Direct fuel injection isn't exactly a new idea. It's actually been around since World War II, when it was used on aircraft engines designed by the Germans and Russians and has been used in diesel engines for decades. But with more and more high-performance, gasoline-powered cars moving away from conventional multi-port fuel injection in favor of direct fuel injection-including sport compacts like the Mazdaspeed3 and Chevy Cobalt SS, as well as world-class sports cars like the Porsche 911 and Audi R8-it seems timely to discuss this technology in order to better understand how it may impact our ability to tune our favorite cars now and in the years to come.
So what exactly is direct fuel injection (DFI), how does it differ from multi-port fuel injection (MPFI) and how does it improve engine performance? As the name implies, direct fuel injection (sometimes referred to as gasoline direction injection), injects fuel directly into the combustion chamber, rather than into the intake manifold runners or the cylinder head ports, as is the case with conventional multi-port fuel injection. The other major difference between MPFI and DFI is that direct injection fuel pressure is as much as 50 times higher than standard port injection, with DFI pressure well over 1,000 psi being the norm while MPFI pressure is usually around 50 psi, depending on the system's design.
The advantages of injecting fuel directly into the combustion chamber at very high pressure are numerous. Combined with the sophisticated ECUs featured in today's vehicles, DFI allows for greater control of how much fuel is injected into the cylinder and when/where exactly it's being injected. As previously mentioned, with conventional port injection, fuel is injected into the intake manifold runners or cylinder head ports, where some of the fuel washes along the walls as it mixes with the incoming air charge. This makes it difficult to precisely control the exact amount and timing of the fuel entering the combustion chamber, but with DFI the injector nozzles are positioned within the combustion chamber for an ideal spray pattern and accurate targeting of the ignition spark and the air immediately around it. This gives DFI superior control of the dispersion and consistency of the fuel being injected into the combustion chamber, enabling what is known as a "stratified mixture" or "stratified charge."
A stratified charge is when the air/fuel mixture is concentrated around the spark plug and the air at the marginal areas of the combustion chamber remains pure (free of fuel). This in turn allows a leaner burn, particularly at part throttle and low engine loads, resulting in improved fuel efficiency and reduced hydrocarbon emissions. Volkswagen claims its direct injection system improves fuel economy by up to 25 percent, while Audi claims a 15 percent improvement with its DFI system. Chevys with DFI engines are seeing similarly impressive results, with a 10-15 percent increase in fuel efficiency.

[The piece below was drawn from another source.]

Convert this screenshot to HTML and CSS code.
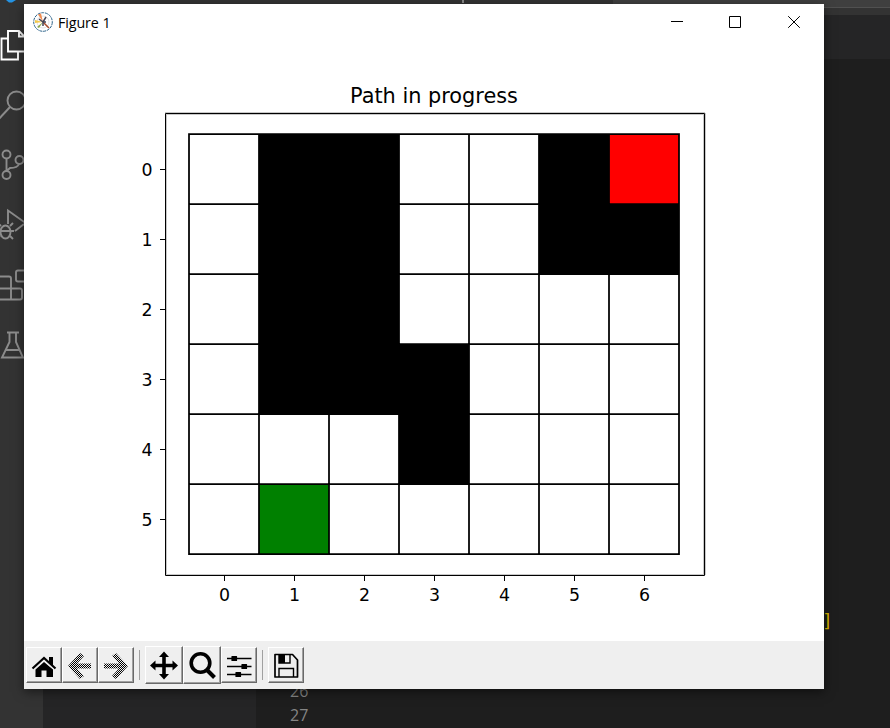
FILE: index.html
```
<!DOCTYPE html>
<html lang="en">
<head>
<meta charset="utf-8">
<title>Figure 1</title>
<link rel="stylesheet" href="styles.css">
</head>
<body>
<div class="editor">
  <header class="menubar">
    <svg width="20" height="4" viewBox="0 0 20 4"><path d="M6 0h10l-4 2.500h-3z" fill="#2493e3"/></svg>
    <i class="tick"></i>
    <i class="drag"></i>
  </header>
  <div class="workspace">
    <nav class="activity">
      <svg class="active" viewBox="0 0 24 60"><path d="M8 23h11l6 6v14.500H8zM19 23v5.500h6M8 30.500H1.500v21h16.500v-7"/></svg>
      <svg viewBox="0 0 24 60"><circle cx="16.500" cy="32.500" r="9"/><path d="M10 39L-3 53"/></svg>
      <svg viewBox="0 0 24 60"><circle cx="6.500" cy="26.500" r="4"/><circle cx="6.500" cy="47" r="4"/><circle cx="19.500" cy="32" r="4"/><path d="M6.500 30.500v12.500M19 36c-1 3-4 4-9 4l-3.500 3"/></svg>
      <svg viewBox="0 0 24 60"><path d="M8 36V22.500l17 12M24 36l-9 7M-1 43h12M1 38l-3-3M10 38l3-3M0 48l-3 3M10 48l3 3M11 43h3"/><ellipse cx="5.500" cy="44" rx="5" ry="6.500"/></svg>
      <svg viewBox="0 0 24 60"><path d="M28 22.500H18q-2 0-2 2v7q0 2 2 2h10M-2 28.500H9q2 0 2 2V51M-2 40.500H20q2 0 2 2v7q0 2-2 2H-2"/></svg>
      <svg viewBox="0 0 24 60"><path d="M7 24.500h12M9.500 25v9L2 49.500h21L16 34v-9M6 42h13"/></svg>
    </nav>
    <aside class="sidebar"></aside>
    <main class="code">
      <div class="tabs"></div>
      <div class="crumbs"></div>
      <div class="lines">
        <span class="bracket">]</span>
        <span class="num">26</span>
        <span class="num">27</span>
      </div>
    </main>
  </div>
</div>

<section class="window">
  <header class="titlebar">
    <svg class="logo" width="20" height="20" viewBox="0 0 20 20">
      <circle cx="10" cy="10" r="9.300" fill="#fff" stroke="#2b6289" stroke-width="1" stroke-dasharray="3 .8"/>
      <circle cx="10" cy="10" r="6" fill="none" stroke="#ccc" stroke-width=".6"/>
      <path d="M10 10L5 2.500l3-1z" fill="#ef8b50"/>
      <path d="M10 10L2 11V8z" fill="#f2c84b"/>
      <path d="M10 10L4 15l2 1z" fill="#8aa64b"/>
      <path d="M10 10l6 6" stroke="#a64b2a" stroke-width="1.500"/>
      <path d="M10 10l3-5M10 10l-4-3M10 10v4M10 10h3" stroke="#445" stroke-width="1.500"/>
    </svg>
    <h1>Figure 1</h1>
    <div class="controls">
      <svg viewBox="0 0 12 12"><path d="M0 5.500h12"/></svg>
      <svg viewBox="0 0 12 12"><path d="M.5.500h11v11H.5z"/></svg>
      <svg viewBox="0 0 12 12"><path d="M.2.200l11.600 11.600M11.800.200L.2 11.800"/></svg>
    </div>
  </header>

  <svg class="plot" width="800" height="600" viewBox="24 41 800 600">
    <text class="title" x="434" y="103">Path in progress</text>
    <path class="halo" d="M165 112.500h540M165 114.500h540M166.500 113v462M703.500 113v462M705.500 113v462M165 574.500h540"/>
    <path class="axes" d="M165.500 113.500h539v462h-539z"/>
    <path class="axes" d="M160 169.500h5M160 239.500h5M160 309.500h5M160 379.500h5M160 449.500h5M160 519.500h5M224.500 576v5M294.500 576v5M364.500 576v5M434.500 576v5M504.500 576v5M574.500 576v5M644.500 576v5"/>
    <path class="wall" d="M259 134h140v210h70v140h-70v-70H259zM539 134h70v70h70v70H539z"/>
    <path class="goal" d="M609 134h70v70h-70z"/>
    <path class="start" d="M259 484h70v70h-70z"/>
    <path class="grid" d="M189 134h490v420H189zM189 204h490M189 274h490M189 344h490M189 414h490M189 484h490M259 134v420M329 134v420M399 134v420M469 134v420M539 134v420M609 134v420"/>
    <g class="ylabels">
      <text x="152.500" y="176">0</text><text x="152.500" y="246">1</text><text x="152.500" y="316">2</text>
      <text x="152.500" y="386">3</text><text x="152.500" y="456">4</text><text x="152.500" y="526">5</text>
    </g>
    <g class="xlabels">
      <text x="224.500" y="601">0</text><text x="294.500" y="601">1</text><text x="364.500" y="601">2</text>
      <text x="434.500" y="601">3</text><text x="504.500" y="601">4</text><text x="574.500" y="601">5</text><text x="644.500" y="601">6</text>
    </g>
  </svg>

  <footer class="toolbar">
    <button aria-label="Home"><svg viewBox="0 0 26 26"><path d="M13 10L4.500 17.500V25H10.500v-6.500h5V25H22v-7.500zM18 5h4v9l-4-3.500z"/><path d="M1.500 16.500L13 6l11.500 10.500" fill="none" stroke="#000" stroke-width="2.200"/><path d="M3 17.800L13 8.700l10 9.100" fill="none" stroke="#efefef" stroke-width=".9"/></svg></button>
    <button aria-label="Back"><svg viewBox="0 0 26 26"><defs><pattern id="dither" width="2" height="2" patternUnits="userSpaceOnUse"><path d="M0 0h1v1H0zM1 1h1v1H1z"/></pattern></defs><path fill="url(#dither)" d="M1 14L13 1l4 3-7 7.500h14v5H10l7 7.500-4 3z"/></svg></button>
    <button aria-label="Forward"><svg viewBox="0 0 26 26"><path fill="url(#dither)" d="M25 14L13 1l-4 3 7 7.500H1v5h15L9 24l4 3z"/></svg></button>
    <i class="divider"></i>
    <button class="large" aria-label="Pan"><svg viewBox="0 0 28 28"><path d="M14 .5l5 5.500h-3.200v6.700h6.700V9.500l5.500 5-5.500 5v-3.200h-6.700V23H19l-5 5.500L9 23h3.200v-6.700H5.500v3.200l-5.500-5 5.500-5v3.200h6.700V6H9z"/></svg></button>
    <button class="large" aria-label="Zoom"><svg viewBox="0 0 28 28"><circle cx="12.500" cy="12" r="9.300" fill="none" stroke="#000" stroke-width="3.600"/><path d="M19 19l7.500 7.500" stroke="#000" stroke-width="4"/></svg></button>
    <button aria-label="Configure subplots"><svg viewBox="0 0 26 26"><path d="M1 6.500h24.500M1 14.500h24.500M1 22.500h24.500" stroke="#000" stroke-width="1.500"/><path d="M6 4.500h4.500v4H6zM16 12.500h4.500v4H16zM10 20.500h4.500v4H10z" stroke="#000" stroke-width="1.200" stroke-linejoin="round"/></svg></button>
    <i class="divider"></i>
    <button aria-label="Save"><svg viewBox="0 0 26 26"><path d="M2 2.500h17.500l5 5.500v17H2z" fill="none" stroke="#000" stroke-width="1.700" stroke-linejoin="round"/><path d="M6 2.500V11h11V2.500M6 25v-8.500h14.500V25" fill="none" stroke="#000" stroke-width="1.400"/><path d="M6 2.500h6V11H6z"/></svg></button>
  </footer>
</section>
</body>
</html>
```
FILE: styles.css
```
* { box-sizing: border-box; }
body {
  margin: 0;
  width: 890px;
  height: 728px;
  overflow: hidden;
  background: #1e1e1e;
  font-family: "Open Sans", sans-serif;
}
.editor { display: flex; flex-direction: column; height: 728px; }
.menubar {
  height: 8px;
  flex: none;
  display: flex;
  background: #333;
  border-bottom: 1px solid #505050;
}
.tick { width: 2px; height: 3px; margin-left: 442px; background: #888; }
.drag { flex: 1; margin-left: 149px; background: #3f3f3f; }
.workspace { display: flex; flex: 1; }
.activity {
  width: 43px;
  margin-top: -1px;
  padding-top: 1px;
  background: #333;
  display: flex;
  flex-direction: column;
}
.activity svg {
  width: 24px;
  height: 60px;
  flex: none;
  fill: none;
  stroke: #8c8c8c;
  stroke-width: 1.9;
}
.activity svg.active { stroke: #fff; }
.sidebar { width: 213px; background: #252526; }
.code { flex: 1; display: flex; flex-direction: column; }
.tabs { height: 7px; background: #333; }
.crumbs { height: 44px; background: #252526; }
.lines {
  flex: 1;
  display: flex;
  flex-direction: column;
  justify-content: flex-end;
  padding: 0 0 1px 34px;
  font: 16px/24px "Open Sans", sans-serif;
  color: #858585;
}
.bracket {
  margin: 0 0 46px 532px;
  font: 18px/24px "DejaVu Sans Mono", monospace;
  color: #dcb800;
}
.window {
  position: absolute;
  left: 24px;
  top: 4px;
  width: 800px;
  height: 685px;
  background: #fff;
  box-shadow: 0 3px 10px rgba(0, 0, 0, .5);
}
.titlebar {
  height: 37px;
  display: flex;
  align-items: center;
  padding: 0 24px 1px 9px;
}
.logo { margin-right: 5px; }
h1 { margin: 0; font-size: 14.3px; font-weight: 400; letter-spacing: -.1px; }
.controls { display: flex; gap: 47px; margin-left: auto; }
.controls svg { width: 12px; height: 12px; fill: none; stroke: #000; }
.controls svg:first-child { margin-right: -1px; }
.plot { display: block; height: 600px; font-family: "DejaVu Sans", sans-serif; }
.title { font-size: 20.83px; text-anchor: middle; }
.halo { stroke: #c8c8c8; }
.axes { fill: none; stroke: #000; }
.grid { fill: none; stroke: #000; stroke-width: 1.75; }
.goal { fill: #f00; }
.start { fill: #008000; }
.xlabels, .ylabels { font-size: 17.36px; }
.xlabels { text-anchor: middle; }
.ylabels { text-anchor: end; }
.toolbar {
  height: 48px;
  display: flex;
  align-items: center;
  background: #efefef;
  padding-left: 2px;
}
button {
  width: 36px;
  height: 36px;
  padding: 0;
  display: flex;
  align-items: center;
  justify-content: center;
  background: #efefef;
  border: 1px solid;
  border-color: #fff #696969 #696969 #fff;
  box-shadow: inset -1px -1px #a0a0a0;
}
button svg { width: 26px; height: 26px; overflow: visible; }
.large { width: 38px; height: 38px; }
.large svg { width: 28px; height: 28px; }
.divider { width: 1px; height: 30px; margin: 0 5px; background: #a0a0a0; }
```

With improved fuel dispersion and control, DFI offers the added benefits of improved cylinder and piston cooling, which means higher compression ratios and more aggressive ignition timing can be used. And as you already know, with high compression and more aggressive ignition timing you get more power, and more power is good! Porsche, for example, has seen horsepower and torque increases of 5 percent and 4 percent, respectively, on its LeMans V-8 race engines, which is a huge improvement to see on an engine that is already highly optimized. Cadillac sells the CTS with both a port-injected or direct-injected version of its 3.6-liter V-6 engine. The port-injected version makes 263 bhp, while the direct-injection version makes 304 bhp while getting slightly better fuel economy and doing so on regular unleaded fuel.